Ditto (Detective Pikachu 17/18) is one of those cards where almost every aspect of it matters. However, almost everything needs to be viewed in light of one (or more) other aspects of the card, so we’re just going to have to deal with some backtracking. Its defining characteristic is its attack, so we’ll start there. “Copy Anything” allows you to select an attack from one of your opponent’s Pokémon – Active or Benched – and use it as this attack. The catch? You do need to have enough Energy attached to Ditto to pay for using the copied attack. As such, even though Copy Anything has a printed requirement of [C], its true cost to use is whatever the copied attack needs. As important as what the attack says is what it does not mention: GX-attacks. As it does not expressly state any kinds of attacks it cannot copy, that means Copy Anything can be used to copy a GX-attack, making Ditto one of the few non-Pokémon-GX able to use a GX-attack, even if only by copying it from something else.

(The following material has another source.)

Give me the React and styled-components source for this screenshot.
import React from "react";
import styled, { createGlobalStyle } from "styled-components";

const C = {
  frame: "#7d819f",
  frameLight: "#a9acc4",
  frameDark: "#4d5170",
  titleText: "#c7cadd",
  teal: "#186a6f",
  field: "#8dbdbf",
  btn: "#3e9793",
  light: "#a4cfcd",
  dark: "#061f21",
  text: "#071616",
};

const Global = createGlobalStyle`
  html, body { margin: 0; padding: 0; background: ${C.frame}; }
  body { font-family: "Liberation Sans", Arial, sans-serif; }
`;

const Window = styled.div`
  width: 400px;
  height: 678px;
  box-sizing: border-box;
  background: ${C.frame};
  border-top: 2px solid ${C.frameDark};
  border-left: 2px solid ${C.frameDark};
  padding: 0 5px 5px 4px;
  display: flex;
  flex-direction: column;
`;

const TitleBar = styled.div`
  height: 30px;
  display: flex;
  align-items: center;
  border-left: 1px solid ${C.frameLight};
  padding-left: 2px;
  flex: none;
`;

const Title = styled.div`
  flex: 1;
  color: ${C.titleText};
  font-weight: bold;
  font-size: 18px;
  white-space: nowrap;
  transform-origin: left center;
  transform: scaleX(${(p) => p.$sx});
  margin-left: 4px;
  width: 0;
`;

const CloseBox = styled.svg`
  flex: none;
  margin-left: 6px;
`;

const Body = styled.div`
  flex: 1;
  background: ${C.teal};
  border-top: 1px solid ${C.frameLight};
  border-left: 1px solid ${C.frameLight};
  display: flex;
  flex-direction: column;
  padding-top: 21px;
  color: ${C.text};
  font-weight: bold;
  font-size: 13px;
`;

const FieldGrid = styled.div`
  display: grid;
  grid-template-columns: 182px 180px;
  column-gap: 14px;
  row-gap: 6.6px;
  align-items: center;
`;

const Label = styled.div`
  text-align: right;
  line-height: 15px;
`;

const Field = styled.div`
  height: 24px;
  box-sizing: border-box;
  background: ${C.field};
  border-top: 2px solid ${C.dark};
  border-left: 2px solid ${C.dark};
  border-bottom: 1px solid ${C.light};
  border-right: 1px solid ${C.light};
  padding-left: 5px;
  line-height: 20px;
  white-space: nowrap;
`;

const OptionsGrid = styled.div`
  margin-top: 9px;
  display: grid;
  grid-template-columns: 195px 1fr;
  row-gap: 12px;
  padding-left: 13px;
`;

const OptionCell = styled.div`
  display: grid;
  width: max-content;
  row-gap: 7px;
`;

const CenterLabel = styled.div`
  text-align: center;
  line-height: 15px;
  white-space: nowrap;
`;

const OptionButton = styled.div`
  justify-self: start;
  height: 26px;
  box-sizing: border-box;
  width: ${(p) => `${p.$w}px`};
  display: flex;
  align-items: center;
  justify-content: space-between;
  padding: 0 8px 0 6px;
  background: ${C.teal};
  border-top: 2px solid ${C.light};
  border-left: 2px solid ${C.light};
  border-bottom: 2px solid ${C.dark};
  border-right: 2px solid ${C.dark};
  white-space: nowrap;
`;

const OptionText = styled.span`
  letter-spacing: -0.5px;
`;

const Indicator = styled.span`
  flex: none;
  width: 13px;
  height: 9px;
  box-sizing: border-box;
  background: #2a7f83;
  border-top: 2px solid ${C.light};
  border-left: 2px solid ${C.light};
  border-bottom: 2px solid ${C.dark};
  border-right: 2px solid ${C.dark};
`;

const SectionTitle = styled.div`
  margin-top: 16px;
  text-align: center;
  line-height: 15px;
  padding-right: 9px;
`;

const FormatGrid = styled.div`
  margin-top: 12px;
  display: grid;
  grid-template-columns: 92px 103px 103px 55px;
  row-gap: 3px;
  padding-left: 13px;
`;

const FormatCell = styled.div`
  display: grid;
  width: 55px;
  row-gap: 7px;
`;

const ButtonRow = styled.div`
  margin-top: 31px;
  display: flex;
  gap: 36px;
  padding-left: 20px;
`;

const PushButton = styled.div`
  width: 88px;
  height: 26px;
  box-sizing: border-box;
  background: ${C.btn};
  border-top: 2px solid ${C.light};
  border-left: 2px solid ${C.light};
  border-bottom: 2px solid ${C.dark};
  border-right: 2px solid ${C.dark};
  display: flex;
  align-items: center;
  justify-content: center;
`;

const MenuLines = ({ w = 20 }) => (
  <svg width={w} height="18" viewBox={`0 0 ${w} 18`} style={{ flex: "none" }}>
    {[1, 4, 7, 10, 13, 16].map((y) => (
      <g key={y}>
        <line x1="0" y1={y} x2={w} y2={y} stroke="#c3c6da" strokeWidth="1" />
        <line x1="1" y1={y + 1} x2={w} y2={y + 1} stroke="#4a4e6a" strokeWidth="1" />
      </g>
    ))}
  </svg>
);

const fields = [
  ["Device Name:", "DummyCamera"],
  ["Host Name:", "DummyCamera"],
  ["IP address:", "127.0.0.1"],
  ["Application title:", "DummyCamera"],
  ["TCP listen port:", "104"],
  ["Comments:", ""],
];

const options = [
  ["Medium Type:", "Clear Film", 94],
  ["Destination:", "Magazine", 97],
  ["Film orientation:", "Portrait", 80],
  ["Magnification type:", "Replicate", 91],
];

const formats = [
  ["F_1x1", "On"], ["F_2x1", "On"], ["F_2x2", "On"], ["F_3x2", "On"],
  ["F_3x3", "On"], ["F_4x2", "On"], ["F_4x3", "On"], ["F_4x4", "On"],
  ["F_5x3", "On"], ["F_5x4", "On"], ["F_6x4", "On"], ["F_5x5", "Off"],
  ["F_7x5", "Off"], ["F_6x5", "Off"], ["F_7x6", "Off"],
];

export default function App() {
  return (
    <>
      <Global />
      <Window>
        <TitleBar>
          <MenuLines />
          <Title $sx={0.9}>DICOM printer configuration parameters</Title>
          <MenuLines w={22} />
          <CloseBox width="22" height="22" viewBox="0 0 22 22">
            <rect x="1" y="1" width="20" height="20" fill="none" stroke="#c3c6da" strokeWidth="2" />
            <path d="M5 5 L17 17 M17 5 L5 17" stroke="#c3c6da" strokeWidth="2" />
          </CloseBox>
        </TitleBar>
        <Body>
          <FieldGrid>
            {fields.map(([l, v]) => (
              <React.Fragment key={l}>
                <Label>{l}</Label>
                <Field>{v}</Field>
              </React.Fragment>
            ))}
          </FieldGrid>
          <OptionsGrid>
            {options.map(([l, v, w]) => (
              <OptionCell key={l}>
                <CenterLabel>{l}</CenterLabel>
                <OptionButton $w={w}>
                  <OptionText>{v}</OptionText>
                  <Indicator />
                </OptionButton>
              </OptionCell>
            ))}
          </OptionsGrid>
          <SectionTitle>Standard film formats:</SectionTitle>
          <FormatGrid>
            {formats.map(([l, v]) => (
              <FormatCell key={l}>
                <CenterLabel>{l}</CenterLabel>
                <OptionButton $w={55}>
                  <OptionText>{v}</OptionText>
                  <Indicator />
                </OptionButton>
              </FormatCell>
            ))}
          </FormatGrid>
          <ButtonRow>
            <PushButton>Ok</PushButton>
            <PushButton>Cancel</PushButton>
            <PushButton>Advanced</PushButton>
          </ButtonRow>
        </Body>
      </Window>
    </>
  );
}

Which brings us to the rest of the card. Ditto isn’t competing against any other Ditto cards when it comes to the 4-Copy rule. Many decks utilize Ditto {*}, but they’re different names. Not being a Pokémon-GX means Ditto is only worth a single Prize when KO’d and doesn’t have to worry about anti-GX effects. Ditto is a Basic, so it does not have to deal with the hassles of being an Evolution. Ditto is a [C] Type, so it doesn’t get to exploit Weakness or have to worry about Resistance. That may sound like an even deal, but it is really a net negative because exploiting Weakness is powerful. Most [C] Type support and counters don’t see much play, though Necrozma-GX may still pop up every now and again; its Ability makes it a near-perfect wall against your [C] Type attackers. 60 HP means Ditto is a glass cannon but also means both Level Ball and Professor Elm’s Lecture can fetch it from your deck. [F] Weakness just means competitive [F] Type attackers barely have to try to get the OHKO. Lack of Resistance hardly matters because we’re only dealing with 60 HP in the first place: -20 against a single Type would seldom make enough of a difference. The Retreat Cost of [C] is good but largely irrelevant. You shouldn’t Bench, let alone promote, Ditto until you’re ready to attack with it, and we were already expecting Ditto to be OHKO’d, which means it’ll almost never have the chance to retreat.

Ditto is quite unlikely to be a deck’s main attacker. Where it may prove very, very useful is as a deck’s TecH attacker. Probably just a single copy of Ditto, run to handle a few situations that are either uncommon (but not rare) or common (but not always worth exploiting). The easiest example is the mirror match; Ditto still needs the same amount of Energy, and your opponent will almost always OHKO Ditto afterward, but if your deck can just as effectively power-up Ditto as its usual Pokémon-GX and/or Evolved attacker, you can win the Prize trade, win card-investment trade, win the speed trade, or some combination of all three. If your deck is one of the few that has a Prism Star Pokémon as an attacker, using Ditto to replicate the attacks from your opponent’s copy (remember, we’re discussing the mirror match) is a neat little treat as well. Beyond that, there are many attacks with all or mostly [C] Energy requirements and many attacks with zero to two Energy requirements; the overlap between these is much less, but still results in quite a few attacks that can pretty easily be covered by most decks if they run a Ditto without having to change anything else. It won’t always be worth copying such attacks with Ditto, but it is a good option to have.

If a deck can make room or already runs stuff like Counter Energy, Rainbow Energy, one (or more) of the Unit Energy cards, or even just multiple basic Energy cards, Ditto’s options greatly expand. The same for Counter Gain, Energy Switch, Multi Switch, etc. The metagame is also going to be a huge factor for Ditto; the more easily copied attacks there are in the metagame, the more useful Ditto can be. Even specific combinations of Pokémon could prove relevant. Zoroark-GX isn’t as heavily played as it once was, but it is still a pretty common sight. If your opponent has Zoroark-GX in play and has taken more Prizes and you still have your GX-attack for the game, you can use Ditto with a Counter Energy to copy Zoroark-GX’s “Trickster-GX” attack to then copy a different attack from one of your opponent’s Pokémon without having to worry about that attack’s Energy cost. Pretty pointless most of the time, at least considering the attackers usually run alongside Zoroark-GX, but a decent example of how many variables can affect Ditto. This naturally works against Ditto as well; even in a metagame full of attacks that aren’t overly expensive, Ditto may suffer because certain attacks are worthless without the proper setup, like Lost March or Blacephalon-GX decks, though Ditto still would function in the mirror match.

Ratings

Standard: 3.5/5

Expanded: 2.5/5

Limited: N/A

Ditto has much potential; I think it will likely be on par with cards like Sudowoodo (XY – BREAKpoint 67/122) and its “Watch and Learn” attack, with a reasonable chance of proving a little better, and an outside chance of becoming a single for most decks. At least, for the Standard Format; while much is similar for Expanded, there is not only more competition in general, but more from decks where copying attacks won’t mean much because the rest of the deck is what makes such an attack worthwhile, like Night March needing specific Pokémon in your discard pile or Trevenant BREAK’s attacks working because of the combination of Dimension Valley and the “Forest’s Curse” Ability of the Trevenant (XY 55/146) from which Trevenant BREAK evolves. Still, we’re talking reduced usefulness, as opposed to being useless.